Records with interface code
——
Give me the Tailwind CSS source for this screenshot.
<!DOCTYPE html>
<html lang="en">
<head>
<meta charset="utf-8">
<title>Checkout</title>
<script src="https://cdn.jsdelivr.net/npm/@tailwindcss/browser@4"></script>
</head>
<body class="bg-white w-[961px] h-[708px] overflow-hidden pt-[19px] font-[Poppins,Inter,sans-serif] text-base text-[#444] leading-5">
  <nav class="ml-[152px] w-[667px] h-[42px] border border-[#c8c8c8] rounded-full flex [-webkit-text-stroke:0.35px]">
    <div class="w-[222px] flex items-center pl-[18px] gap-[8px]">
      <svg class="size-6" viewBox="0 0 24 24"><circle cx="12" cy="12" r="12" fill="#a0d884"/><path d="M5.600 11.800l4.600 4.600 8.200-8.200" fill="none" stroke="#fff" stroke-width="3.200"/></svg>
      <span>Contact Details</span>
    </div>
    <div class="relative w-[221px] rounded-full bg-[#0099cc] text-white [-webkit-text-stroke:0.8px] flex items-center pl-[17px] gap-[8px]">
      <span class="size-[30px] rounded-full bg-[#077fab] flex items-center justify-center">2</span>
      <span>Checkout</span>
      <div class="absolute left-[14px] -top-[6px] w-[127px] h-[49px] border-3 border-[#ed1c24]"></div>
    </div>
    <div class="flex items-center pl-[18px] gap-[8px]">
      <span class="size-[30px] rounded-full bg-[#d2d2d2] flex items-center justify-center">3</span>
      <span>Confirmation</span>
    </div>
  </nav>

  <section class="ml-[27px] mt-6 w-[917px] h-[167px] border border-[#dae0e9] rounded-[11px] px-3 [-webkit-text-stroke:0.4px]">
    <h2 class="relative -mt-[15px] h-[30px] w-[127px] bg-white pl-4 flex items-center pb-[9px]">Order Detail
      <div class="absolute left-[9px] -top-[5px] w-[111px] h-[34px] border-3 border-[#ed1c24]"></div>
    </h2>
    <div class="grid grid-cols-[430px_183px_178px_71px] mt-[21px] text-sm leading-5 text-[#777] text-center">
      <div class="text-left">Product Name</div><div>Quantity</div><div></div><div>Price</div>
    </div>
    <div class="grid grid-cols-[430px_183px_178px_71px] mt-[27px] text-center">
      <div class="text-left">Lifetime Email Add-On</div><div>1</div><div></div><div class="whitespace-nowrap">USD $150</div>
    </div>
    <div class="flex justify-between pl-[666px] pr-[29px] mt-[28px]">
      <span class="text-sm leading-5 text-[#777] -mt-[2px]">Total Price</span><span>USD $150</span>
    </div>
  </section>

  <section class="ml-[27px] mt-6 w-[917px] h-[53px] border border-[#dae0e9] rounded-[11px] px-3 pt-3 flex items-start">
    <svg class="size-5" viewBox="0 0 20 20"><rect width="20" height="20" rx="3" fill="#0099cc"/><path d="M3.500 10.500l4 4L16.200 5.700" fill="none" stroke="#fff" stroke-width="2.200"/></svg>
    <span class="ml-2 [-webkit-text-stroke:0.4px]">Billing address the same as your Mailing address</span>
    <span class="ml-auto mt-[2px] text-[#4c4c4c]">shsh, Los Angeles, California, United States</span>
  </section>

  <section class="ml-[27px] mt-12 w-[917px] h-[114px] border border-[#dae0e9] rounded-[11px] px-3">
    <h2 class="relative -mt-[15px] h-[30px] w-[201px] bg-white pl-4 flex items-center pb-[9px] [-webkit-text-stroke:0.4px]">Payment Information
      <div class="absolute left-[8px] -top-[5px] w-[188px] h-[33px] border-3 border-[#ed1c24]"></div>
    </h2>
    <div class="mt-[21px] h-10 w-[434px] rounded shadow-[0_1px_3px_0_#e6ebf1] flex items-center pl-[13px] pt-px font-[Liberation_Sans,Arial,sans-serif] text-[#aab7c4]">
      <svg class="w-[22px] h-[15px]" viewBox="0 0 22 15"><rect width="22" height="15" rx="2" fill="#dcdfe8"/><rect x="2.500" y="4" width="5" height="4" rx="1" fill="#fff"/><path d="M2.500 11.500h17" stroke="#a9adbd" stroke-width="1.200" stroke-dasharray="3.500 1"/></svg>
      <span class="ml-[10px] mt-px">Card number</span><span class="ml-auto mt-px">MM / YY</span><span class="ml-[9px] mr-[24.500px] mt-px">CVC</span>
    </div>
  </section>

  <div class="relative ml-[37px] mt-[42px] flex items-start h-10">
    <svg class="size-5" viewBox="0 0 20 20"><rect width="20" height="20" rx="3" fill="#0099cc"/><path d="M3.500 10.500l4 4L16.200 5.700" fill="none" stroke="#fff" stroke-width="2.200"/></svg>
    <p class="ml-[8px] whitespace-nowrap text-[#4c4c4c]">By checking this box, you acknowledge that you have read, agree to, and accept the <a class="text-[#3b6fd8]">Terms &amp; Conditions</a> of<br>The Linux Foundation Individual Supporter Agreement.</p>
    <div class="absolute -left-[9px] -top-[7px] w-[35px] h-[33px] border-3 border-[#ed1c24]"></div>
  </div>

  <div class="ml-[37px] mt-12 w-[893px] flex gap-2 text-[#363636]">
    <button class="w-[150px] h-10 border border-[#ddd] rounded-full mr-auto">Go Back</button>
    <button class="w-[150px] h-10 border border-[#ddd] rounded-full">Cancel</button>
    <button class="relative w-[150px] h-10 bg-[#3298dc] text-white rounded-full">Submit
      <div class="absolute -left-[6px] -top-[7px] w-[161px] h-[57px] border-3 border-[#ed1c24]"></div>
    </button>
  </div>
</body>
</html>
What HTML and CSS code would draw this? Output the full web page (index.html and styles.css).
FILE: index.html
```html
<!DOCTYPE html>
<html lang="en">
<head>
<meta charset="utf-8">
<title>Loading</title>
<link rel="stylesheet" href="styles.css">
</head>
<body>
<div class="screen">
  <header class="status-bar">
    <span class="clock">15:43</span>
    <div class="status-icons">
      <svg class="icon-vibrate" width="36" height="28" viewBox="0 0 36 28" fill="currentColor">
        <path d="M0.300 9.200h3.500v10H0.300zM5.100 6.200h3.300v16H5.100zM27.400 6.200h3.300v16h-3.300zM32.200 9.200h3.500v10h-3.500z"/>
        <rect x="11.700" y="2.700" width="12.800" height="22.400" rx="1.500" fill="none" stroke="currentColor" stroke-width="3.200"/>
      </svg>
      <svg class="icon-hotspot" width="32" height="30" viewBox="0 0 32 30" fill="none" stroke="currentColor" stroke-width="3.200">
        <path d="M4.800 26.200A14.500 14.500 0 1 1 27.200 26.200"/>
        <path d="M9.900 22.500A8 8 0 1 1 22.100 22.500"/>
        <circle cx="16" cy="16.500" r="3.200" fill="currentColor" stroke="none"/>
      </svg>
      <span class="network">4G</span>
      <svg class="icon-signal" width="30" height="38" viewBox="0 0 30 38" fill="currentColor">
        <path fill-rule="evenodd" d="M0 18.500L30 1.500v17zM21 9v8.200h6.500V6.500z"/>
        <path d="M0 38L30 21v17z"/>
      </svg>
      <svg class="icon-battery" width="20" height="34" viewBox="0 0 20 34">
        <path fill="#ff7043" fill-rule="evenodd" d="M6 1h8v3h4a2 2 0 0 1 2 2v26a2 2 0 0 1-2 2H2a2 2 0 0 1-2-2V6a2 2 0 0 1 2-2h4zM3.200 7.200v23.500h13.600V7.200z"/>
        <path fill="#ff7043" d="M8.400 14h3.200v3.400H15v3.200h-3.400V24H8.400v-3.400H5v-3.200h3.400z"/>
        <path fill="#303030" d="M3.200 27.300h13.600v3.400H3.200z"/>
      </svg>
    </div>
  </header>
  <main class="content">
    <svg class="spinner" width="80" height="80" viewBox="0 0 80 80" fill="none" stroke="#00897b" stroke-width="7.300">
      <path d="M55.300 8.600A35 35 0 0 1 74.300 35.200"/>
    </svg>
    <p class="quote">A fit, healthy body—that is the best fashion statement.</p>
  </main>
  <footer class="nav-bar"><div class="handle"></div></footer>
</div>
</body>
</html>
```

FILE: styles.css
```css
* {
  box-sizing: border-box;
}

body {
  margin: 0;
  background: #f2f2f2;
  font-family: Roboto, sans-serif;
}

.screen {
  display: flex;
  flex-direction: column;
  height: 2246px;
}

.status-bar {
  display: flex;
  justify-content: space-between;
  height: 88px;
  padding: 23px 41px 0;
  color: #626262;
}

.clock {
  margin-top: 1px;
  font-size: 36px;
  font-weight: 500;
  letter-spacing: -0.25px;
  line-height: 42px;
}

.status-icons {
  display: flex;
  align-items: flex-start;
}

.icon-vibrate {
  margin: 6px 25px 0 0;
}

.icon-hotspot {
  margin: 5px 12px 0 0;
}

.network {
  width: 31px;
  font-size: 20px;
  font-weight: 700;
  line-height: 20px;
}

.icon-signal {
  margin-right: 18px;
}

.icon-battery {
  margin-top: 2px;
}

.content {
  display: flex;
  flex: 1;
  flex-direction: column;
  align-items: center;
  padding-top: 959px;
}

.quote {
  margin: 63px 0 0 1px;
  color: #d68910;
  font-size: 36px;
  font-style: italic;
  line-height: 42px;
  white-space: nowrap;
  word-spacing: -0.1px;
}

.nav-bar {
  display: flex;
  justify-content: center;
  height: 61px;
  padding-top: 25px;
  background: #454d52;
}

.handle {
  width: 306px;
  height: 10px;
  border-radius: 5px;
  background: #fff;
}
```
——
In the listing above, locate each line with "styles" and copy it.

▶ Problem solution
What HTML and CSS code would draw this? Output the full web page (index.html and styles.css).
<link rel="stylesheet" href="styles.css">
FILE: styles.css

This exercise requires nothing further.